Yorkshireman Francis Twisleton (1873-1917) landed at Gallipoli with the Otago Mounted Rifles Regiment on 20 May 1915. His letters home provide insights into the reality of trench warfare on the peninsula. Despite the hardships, he soon adjusted to the ‘very funny sort of life one leads, we burrow like rabbits and live more or less underground and do most of our work at night’.

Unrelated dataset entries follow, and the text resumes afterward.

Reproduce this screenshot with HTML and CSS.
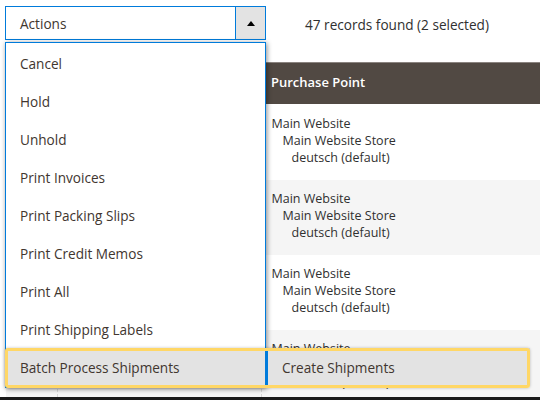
FILE: index.html
```html
<!DOCTYPE html>
<html>
<head>
<meta charset="utf-8">
<link rel="stylesheet" href="styles.css">
</head>
<body>
<div class="page">
  <div class="toolbar">
    <div class="actions">
      <div class="select">
        <span class="select-label">Actions</span>
        <span class="select-btn"><i class="tri"></i></span>
      </div>
      <ul class="menu">
        <li class="menu-item">Cancel</li>
        <li class="menu-item">Hold</li>
        <li class="menu-item">Unhold</li>
        <li class="menu-item">Print Invoices</li>
        <li class="menu-item">Print Packing Slips</li>
        <li class="menu-item">Print Credit Memos</li>
        <li class="menu-item">Print All</li>
        <li class="menu-item">Print Shipping Labels</li>
        <li class="menu-item active">Batch Process Shipments
          <ul class="submenu">
            <li class="submenu-item">Create Shipments</li>
          </ul>
        </li>
      </ul>
      <div class="highlight"></div>
    </div>
    <div class="count">47 records found (2 selected)</div>
  </div>
  <div class="grid-wrap">
    <table class="grid">
      <thead>
        <tr><th class="c1"></th><th class="c2"></th><th class="c3">Purchase Point</th></tr>
      </thead>
      <tbody>
        <tr class="r first"><td class="c1"></td><td class="c2"></td><td class="c3"><span class="l1">Main Website</span><span class="l2">Main Website Store</span><span class="l3">deutsch (default)</span></td></tr>
        <tr class="r alt"><td class="c1"></td><td class="c2"></td><td class="c3"><span class="l1">Main Website</span><span class="l2">Main Website Store</span><span class="l3">deutsch (default)</span></td></tr>
        <tr class="r"><td class="c1"></td><td class="c2"></td><td class="c3"><span class="l1">Main Website</span><span class="l2">Main Website Store</span><span class="l3">deutsch (default)</span></td></tr>
        <tr class="r alt last"><td class="c1"></td><td class="c2"></td><td class="c3"><span class="l1">Main Website</span><span class="l2">Main Website Store</span><span class="l3">deutsch (default)</span></td></tr>
      </tbody>
    </table>
  </div>
  <div class="bottom-bar"></div>
</div>
</body>
</html>
```

FILE: styles.css
```css
* { box-sizing: border-box; }
html, body { margin: 0; padding: 0; background: #fff; }
body { font-family: "Open Sans", "Liberation Sans", sans-serif; color: #303030; }

.page {
  width: 540px;
  height: 400px;
  display: flex;
  flex-direction: column;
  overflow: hidden;
}

.toolbar {
  display: flex;
  align-items: center;
  height: 62px;
  padding: 6px 0 22px 5px;
  flex: none;
}

.actions {
  position: relative;
  width: 261px;
  height: 34px;
  z-index: 5;
}

.select {
  display: flex;
  height: 34px;
  border: 1px solid #007bdb;
  background: #fff;
}
.select-label {
  flex: 1;
  padding: 1px 0 0 14px;
  font-size: 13.6px;
  line-height: 31px;
  color: #41362f;
}
.select-btn {
  width: 30px;
  background: #e3e3e3;
  border-left: 1px solid #007bdb;
  display: flex;
  align-items: center;
  justify-content: center;
}
.tri {
  width: 0;
  height: 0;
  border-left: 4px solid transparent;
  border-right: 4px solid transparent;
  border-bottom: 5px solid #000;
}

.menu {
  position: absolute;
  top: 36px;
  left: 0;
  width: 261px;
  margin: 0;
  padding: 1px 0;
  list-style: none;
  background: #fff;
  border: 1px solid #007bdb;
  box-shadow: 1px 1px 5px rgba(0, 0, 0, 0.45);
}
.menu-item {
  position: relative;
  height: 38px;
  padding: 2px 0 0 14px;
  line-height: 36px;
  font-size: 13.6px;
  color: #41362f;
  white-space: nowrap;
}
.menu-item.active { background: #e3e3e3; }

.submenu {
  position: absolute;
  top: 0;
  left: calc(100% + 1px);
  width: 264px;
  margin: 0;
  padding: 0;
  list-style: none;
}
.submenu-item {
  height: 38px;
  padding: 2px 0 0 14px;
  line-height: 36px;
  font-size: 13.6px;
  color: #41362f;
  background: #e3e3e3;
  border-left: 2px solid #007bdb;
}

.highlight {
  position: absolute;
  left: 0;
  top: 342px;
  width: 525px;
  height: 40px;
  border: 3px solid #ffd766;
  border-radius: 3px;
  box-shadow: 0 0 3px rgba(0, 0, 0, 0.25);
  pointer-events: none;
}

.count {
  margin: 2px 0 0 39px;
  font-size: 13.6px;
  color: #303030;
}

.grid-wrap {
  flex: 1;
  overflow: hidden;
  padding-left: 6px;
}
.grid {
  width: 100%;
  border-collapse: collapse;
  table-layout: fixed;
}
.grid .c1 { width: 51px; }
.grid .c2 { width: 204px; }
.grid th {
  height: 41px;
  background: #514943;
  color: #fff;
  font-size: 13px;
  font-weight: 600;
  text-align: left;
  padding: 0 0 3px 10px;
  border-top: 1px solid #8a837f;
}
.grid td {
  vertical-align: top;
  padding: 10px 0 0 10px;
  font-size: 12.5px;
  line-height: 17px;
  color: #303030;
}
.grid td.c2, .grid td.c3 { border-left: 1px dashed #d6d6d6; }
.grid tr.r { height: 75px; }
.grid tr.first { height: 76px; }
.grid tr.first td { padding-top: 11px; }
.grid tr.last { height: 67px; }
.grid tr.alt td { background: #f5f5f5; }

.l1, .l2, .l3 { display: block; white-space: nowrap; }
.l2 { margin-left: 11px; }
.l3 { margin-left: 20px; }

.bottom-bar {
  flex: none;
  height: 3px;
  background: #1a1a1a;
}
```
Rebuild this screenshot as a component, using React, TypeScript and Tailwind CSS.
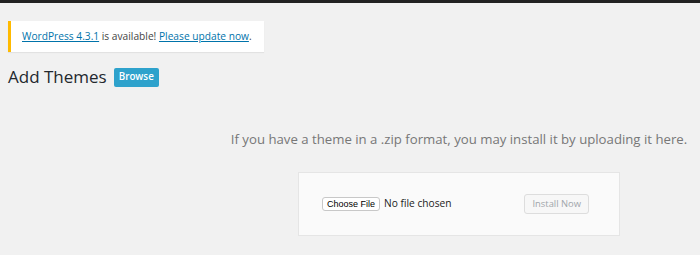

In August 1915, Twisleton took part in the bloody assaults on Bauchop’s Hill and Hill 60. In his vivid account of the Hill 60 attack, he described the roar of battle as so overpowering that he felt as though he ‘was being driven into the ground by being hit on the head’. During the initial charge, an Ottoman bullet smashed into his revolver, sending small pieces of gunmetal into his hand and neck, which he dug out later with a pocketknife. Later in the battle, he took command of a trench filled with the bodies of Ottoman soldiers. Revolted by the scene, he later wrote, ‘I felt as though I could scrape the smell of dead men out of my mouth and throat and stomach in chunks.’
Evacuated from Gallipoli with dysentery in September 1915, he did not return. Awarded the Military Cross and mentioned in dispatches for his bravery and initiative on Gallipoli, Twisleton died of wounds in Palestine on 14 November 1917.